TASK DIRECTIONS
Restate the whole of the material. Keep every word, and drop the pictures.

SUPPLIED INFORMATION

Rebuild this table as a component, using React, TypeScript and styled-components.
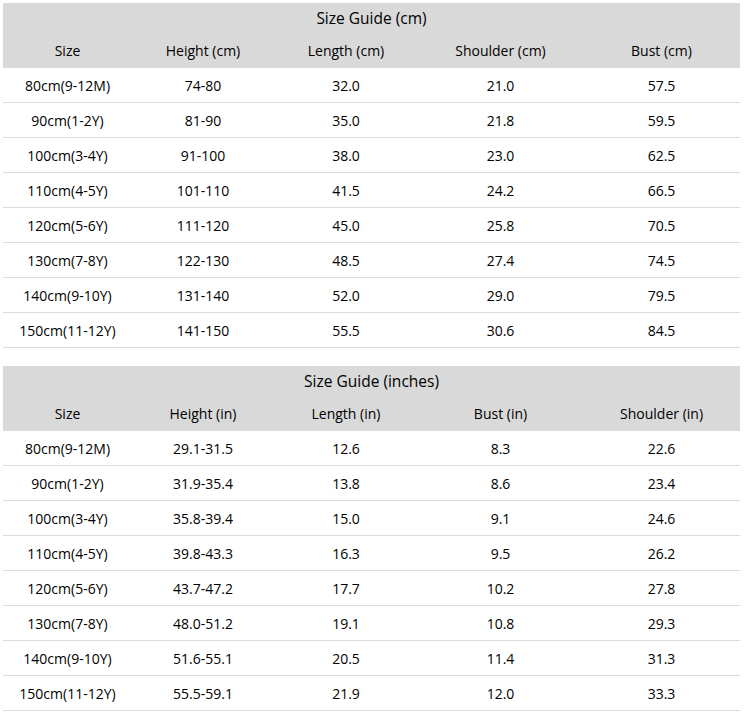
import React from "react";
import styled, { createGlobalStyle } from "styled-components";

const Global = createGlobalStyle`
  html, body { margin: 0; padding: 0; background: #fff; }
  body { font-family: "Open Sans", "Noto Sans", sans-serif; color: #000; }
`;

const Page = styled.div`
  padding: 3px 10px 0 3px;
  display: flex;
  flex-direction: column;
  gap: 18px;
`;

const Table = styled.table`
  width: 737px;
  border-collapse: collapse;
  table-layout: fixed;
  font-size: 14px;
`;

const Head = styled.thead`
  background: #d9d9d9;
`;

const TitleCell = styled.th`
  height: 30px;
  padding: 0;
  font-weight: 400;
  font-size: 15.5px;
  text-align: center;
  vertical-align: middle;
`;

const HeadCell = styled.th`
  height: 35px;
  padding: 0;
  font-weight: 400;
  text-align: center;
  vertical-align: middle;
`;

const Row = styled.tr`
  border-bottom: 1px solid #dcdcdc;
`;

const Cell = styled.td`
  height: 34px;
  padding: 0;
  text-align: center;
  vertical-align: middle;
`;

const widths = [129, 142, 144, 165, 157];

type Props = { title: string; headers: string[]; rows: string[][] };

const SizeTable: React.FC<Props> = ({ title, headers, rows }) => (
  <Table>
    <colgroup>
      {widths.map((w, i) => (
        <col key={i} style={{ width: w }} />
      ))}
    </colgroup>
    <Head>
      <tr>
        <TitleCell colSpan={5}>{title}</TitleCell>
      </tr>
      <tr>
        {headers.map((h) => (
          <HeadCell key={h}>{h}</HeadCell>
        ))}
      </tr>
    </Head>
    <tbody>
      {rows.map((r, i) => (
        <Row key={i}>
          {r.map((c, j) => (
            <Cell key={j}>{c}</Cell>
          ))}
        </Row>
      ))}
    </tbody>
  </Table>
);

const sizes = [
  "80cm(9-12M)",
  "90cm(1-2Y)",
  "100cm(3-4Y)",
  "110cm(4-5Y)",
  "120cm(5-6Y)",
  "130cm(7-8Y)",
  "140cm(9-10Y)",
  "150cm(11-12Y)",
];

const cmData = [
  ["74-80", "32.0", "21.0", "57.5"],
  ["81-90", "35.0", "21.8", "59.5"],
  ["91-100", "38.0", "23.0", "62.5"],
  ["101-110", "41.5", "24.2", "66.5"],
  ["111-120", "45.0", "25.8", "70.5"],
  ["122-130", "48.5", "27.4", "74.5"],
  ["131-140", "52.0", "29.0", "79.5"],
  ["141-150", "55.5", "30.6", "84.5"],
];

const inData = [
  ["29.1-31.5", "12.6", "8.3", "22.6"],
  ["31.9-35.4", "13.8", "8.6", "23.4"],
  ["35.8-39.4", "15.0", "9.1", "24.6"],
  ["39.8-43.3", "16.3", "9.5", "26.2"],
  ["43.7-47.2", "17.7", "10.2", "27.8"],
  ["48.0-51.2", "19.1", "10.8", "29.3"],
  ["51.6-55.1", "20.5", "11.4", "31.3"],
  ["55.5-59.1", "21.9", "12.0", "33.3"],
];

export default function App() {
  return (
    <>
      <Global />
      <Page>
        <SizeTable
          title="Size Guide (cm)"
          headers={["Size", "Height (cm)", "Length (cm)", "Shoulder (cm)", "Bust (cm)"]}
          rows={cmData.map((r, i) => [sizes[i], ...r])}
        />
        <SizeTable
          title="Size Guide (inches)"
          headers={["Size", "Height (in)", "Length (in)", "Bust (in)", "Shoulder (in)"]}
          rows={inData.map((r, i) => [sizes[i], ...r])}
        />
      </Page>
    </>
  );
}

SOLVED EXERCISE
Rebuild this table as a component, using React, TypeScript and styled-components.
import React from "react";
import styled, { createGlobalStyle } from "styled-components";

const Global = createGlobalStyle`
  html, body { margin: 0; padding: 0; background: #fff; }
  body { font-family: "Open Sans", "Noto Sans", sans-serif; color: #000; }
`;

const Page = styled.div`
  padding: 3px 10px 0 3px;
  display: flex;
  flex-direction: column;
  gap: 18px;
`;

const Table = styled.table`
  width: 737px;
  border-collapse: collapse;
  table-layout: fixed;
  font-size: 14px;
`;

const Head = styled.thead`
  background: #d9d9d9;
`;

const TitleCell = styled.th`
  height: 30px;
  padding: 0;
  font-weight: 400;
  font-size: 15.5px;
  text-align: center;
  vertical-align: middle;
`;

const HeadCell = styled.th`
  height: 35px;
  padding: 0;
  font-weight: 400;
  text-align: center;
  vertical-align: middle;
`;

const Row = styled.tr`
  border-bottom: 1px solid #dcdcdc;
`;

const Cell = styled.td`
  height: 34px;
  padding: 0;
  text-align: center;
  vertical-align: middle;
`;

const widths = [129, 142, 144, 165, 157];

type Props = { title: string; headers: string[]; rows: string[][] };

const SizeTable: React.FC<Props> = ({ title, headers, rows }) => (
  <Table>
    <colgroup>
      {widths.map((w, i) => (
        <col key={i} style={{ width: w }} />
      ))}
    </colgroup>
    <Head>
      <tr>
        <TitleCell colSpan={5}>{title}</TitleCell>
      </tr>
      <tr>
        {headers.map((h) => (
          <HeadCell key={h}>{h}</HeadCell>
        ))}
      </tr>
    </Head>
    <tbody>
      {rows.map((r, i) => (
        <Row key={i}>
          {r.map((c, j) => (
            <Cell key={j}>{c}</Cell>
          ))}
        </Row>
      ))}
    </tbody>
  </Table>
);

const sizes = [
  "80cm(9-12M)",
  "90cm(1-2Y)",
  "100cm(3-4Y)",
  "110cm(4-5Y)",
  "120cm(5-6Y)",
  "130cm(7-8Y)",
  "140cm(9-10Y)",
  "150cm(11-12Y)",
];

const cmData = [
  ["74-80", "32.0", "21.0", "57.5"],
  ["81-90", "35.0", "21.8", "59.5"],
  ["91-100", "38.0", "23.0", "62.5"],
  ["101-110", "41.5", "24.2", "66.5"],
  ["111-120", "45.0", "25.8", "70.5"],
  ["122-130", "48.5", "27.4", "74.5"],
  ["131-140", "52.0", "29.0", "79.5"],
  ["141-150", "55.5", "30.6", "84.5"],
];

const inData = [
  ["29.1-31.5", "12.6", "8.3", "22.6"],
  ["31.9-35.4", "13.8", "8.6", "23.4"],
  ["35.8-39.4", "15.0", "9.1", "24.6"],
  ["39.8-43.3", "16.3", "9.5", "26.2"],
  ["43.7-47.2", "17.7", "10.2", "27.8"],
  ["48.0-51.2", "19.1", "10.8", "29.3"],
  ["51.6-55.1", "20.5", "11.4", "31.3"],
  ["55.5-59.1", "21.9", "12.0", "33.3"],
];

export default function App() {
  return (
    <>
      <Global />
      <Page>
        <SizeTable
          title="Size Guide (cm)"
          headers={["Size", "Height (cm)", "Length (cm)", "Shoulder (cm)", "Bust (cm)"]}
          rows={cmData.map((r, i) => [sizes[i], ...r])}
        />
        <SizeTable
          title="Size Guide (inches)"
          headers={["Size", "Height (in)", "Length (in)", "Bust (in)", "Shoulder (in)"]}
          rows={inData.map((r, i) => [sizes[i], ...r])}
        />
      </Page>
    </>
  );
}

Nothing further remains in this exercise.